Records provided -

·····

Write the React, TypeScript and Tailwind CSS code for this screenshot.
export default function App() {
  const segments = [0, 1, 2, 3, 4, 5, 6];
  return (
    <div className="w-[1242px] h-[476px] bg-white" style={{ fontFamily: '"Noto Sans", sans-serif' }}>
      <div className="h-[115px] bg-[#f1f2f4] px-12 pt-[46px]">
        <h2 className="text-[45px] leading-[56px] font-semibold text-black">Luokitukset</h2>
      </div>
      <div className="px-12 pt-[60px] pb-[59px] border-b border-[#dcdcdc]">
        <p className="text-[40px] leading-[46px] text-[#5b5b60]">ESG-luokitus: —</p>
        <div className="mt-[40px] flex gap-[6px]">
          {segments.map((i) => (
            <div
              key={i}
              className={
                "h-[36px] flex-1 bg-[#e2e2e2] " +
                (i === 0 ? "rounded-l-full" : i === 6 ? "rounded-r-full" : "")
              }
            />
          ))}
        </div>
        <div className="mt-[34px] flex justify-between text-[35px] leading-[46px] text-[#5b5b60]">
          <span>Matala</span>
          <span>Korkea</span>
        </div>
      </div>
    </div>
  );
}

·····

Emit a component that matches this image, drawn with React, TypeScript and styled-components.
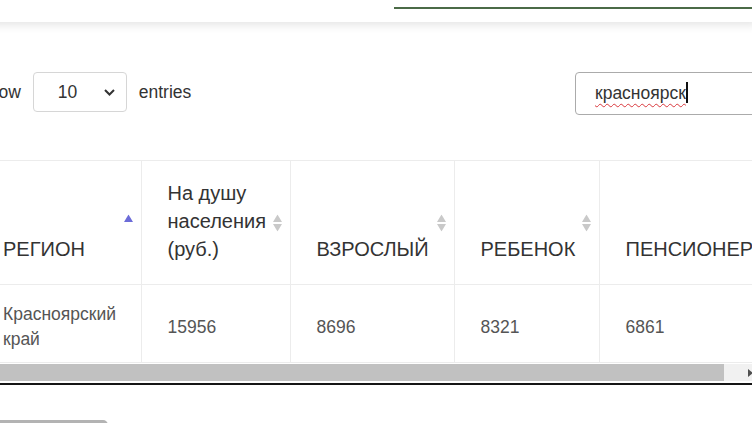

·····

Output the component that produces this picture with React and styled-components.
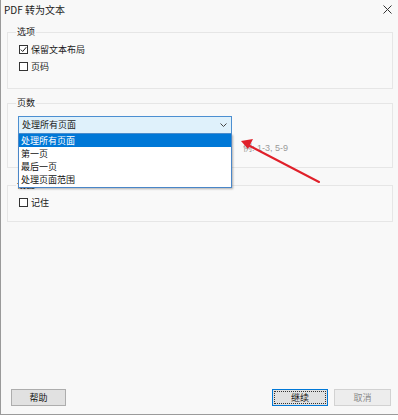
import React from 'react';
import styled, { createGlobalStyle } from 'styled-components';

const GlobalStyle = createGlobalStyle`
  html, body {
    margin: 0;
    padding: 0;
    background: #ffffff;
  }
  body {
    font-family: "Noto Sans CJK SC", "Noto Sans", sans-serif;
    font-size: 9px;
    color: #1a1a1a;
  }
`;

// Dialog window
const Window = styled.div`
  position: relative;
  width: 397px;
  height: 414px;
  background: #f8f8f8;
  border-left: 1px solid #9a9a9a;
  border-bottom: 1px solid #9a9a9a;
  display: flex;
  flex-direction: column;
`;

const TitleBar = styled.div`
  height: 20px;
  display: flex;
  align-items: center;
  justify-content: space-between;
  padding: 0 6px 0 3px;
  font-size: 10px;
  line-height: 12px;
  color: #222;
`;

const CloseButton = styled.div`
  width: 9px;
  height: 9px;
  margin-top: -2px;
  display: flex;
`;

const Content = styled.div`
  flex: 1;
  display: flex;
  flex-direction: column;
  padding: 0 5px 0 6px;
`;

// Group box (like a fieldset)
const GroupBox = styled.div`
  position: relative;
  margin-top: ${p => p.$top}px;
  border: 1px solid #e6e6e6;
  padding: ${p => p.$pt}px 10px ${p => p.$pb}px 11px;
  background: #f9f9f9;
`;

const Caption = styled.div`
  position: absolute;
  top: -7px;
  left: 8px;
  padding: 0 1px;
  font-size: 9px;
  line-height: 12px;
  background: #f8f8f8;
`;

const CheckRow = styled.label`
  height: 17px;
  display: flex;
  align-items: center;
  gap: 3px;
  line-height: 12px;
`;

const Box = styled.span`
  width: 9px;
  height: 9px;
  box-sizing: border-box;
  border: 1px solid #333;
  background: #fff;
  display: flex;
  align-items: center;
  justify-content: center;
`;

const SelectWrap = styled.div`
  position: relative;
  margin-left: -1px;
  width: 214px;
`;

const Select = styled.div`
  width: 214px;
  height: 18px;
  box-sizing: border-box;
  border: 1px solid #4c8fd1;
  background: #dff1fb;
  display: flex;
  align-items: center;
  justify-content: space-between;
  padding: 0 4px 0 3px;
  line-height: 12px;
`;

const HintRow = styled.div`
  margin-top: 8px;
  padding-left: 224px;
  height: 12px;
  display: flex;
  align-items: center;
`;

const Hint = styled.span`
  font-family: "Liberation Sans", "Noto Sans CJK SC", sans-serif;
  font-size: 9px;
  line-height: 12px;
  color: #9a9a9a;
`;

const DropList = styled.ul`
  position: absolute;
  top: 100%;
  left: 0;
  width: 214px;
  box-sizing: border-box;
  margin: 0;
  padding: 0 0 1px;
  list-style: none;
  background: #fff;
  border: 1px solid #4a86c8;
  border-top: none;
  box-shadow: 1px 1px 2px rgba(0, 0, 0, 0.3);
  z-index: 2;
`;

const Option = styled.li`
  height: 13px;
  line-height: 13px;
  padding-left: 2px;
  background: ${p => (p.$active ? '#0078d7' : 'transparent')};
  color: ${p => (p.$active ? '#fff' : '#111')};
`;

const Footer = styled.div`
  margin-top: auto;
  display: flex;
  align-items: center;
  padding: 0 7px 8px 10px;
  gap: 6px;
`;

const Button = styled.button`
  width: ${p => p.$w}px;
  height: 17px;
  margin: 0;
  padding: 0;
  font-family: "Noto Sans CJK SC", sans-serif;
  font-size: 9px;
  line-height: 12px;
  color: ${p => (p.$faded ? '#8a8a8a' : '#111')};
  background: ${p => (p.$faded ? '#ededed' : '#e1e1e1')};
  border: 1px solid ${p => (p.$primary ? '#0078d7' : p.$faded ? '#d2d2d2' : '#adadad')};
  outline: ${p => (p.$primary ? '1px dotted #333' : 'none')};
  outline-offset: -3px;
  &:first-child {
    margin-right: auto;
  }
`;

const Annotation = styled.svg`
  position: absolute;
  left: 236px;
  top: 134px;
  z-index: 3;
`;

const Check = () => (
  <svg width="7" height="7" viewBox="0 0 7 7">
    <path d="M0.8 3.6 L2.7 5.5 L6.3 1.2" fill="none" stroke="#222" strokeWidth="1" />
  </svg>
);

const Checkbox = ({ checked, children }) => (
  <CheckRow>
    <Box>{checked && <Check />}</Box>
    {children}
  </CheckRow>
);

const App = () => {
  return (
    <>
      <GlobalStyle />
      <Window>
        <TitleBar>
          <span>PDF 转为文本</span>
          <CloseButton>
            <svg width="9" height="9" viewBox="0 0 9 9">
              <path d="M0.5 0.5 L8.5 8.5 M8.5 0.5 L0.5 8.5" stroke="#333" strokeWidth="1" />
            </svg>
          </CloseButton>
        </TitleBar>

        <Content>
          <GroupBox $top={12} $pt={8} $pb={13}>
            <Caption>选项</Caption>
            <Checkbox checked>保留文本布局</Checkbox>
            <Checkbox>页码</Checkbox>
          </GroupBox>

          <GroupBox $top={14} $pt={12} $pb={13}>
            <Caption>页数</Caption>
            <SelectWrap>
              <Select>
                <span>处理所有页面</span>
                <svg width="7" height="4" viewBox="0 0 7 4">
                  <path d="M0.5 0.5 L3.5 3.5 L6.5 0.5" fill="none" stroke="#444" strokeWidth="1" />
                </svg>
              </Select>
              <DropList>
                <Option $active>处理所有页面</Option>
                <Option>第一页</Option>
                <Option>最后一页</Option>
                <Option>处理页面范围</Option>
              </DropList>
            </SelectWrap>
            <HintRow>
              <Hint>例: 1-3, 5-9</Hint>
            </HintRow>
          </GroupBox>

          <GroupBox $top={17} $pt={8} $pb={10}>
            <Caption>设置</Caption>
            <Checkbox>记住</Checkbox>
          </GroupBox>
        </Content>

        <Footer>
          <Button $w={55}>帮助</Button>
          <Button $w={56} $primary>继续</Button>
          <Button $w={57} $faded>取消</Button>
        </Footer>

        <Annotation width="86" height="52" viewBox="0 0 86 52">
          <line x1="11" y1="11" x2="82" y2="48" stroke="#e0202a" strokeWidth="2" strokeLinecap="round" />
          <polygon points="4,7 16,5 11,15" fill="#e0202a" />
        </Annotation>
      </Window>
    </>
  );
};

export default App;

·····

What the task requires - Scan the listing above. Gather each line that contains the word "components".

Finished exercise -
Emit a component that matches this image, drawn with React, TypeScript and styled-components.
Output the component that produces this picture with React and styled-components.
import styled, { createGlobalStyle } from 'styled-components';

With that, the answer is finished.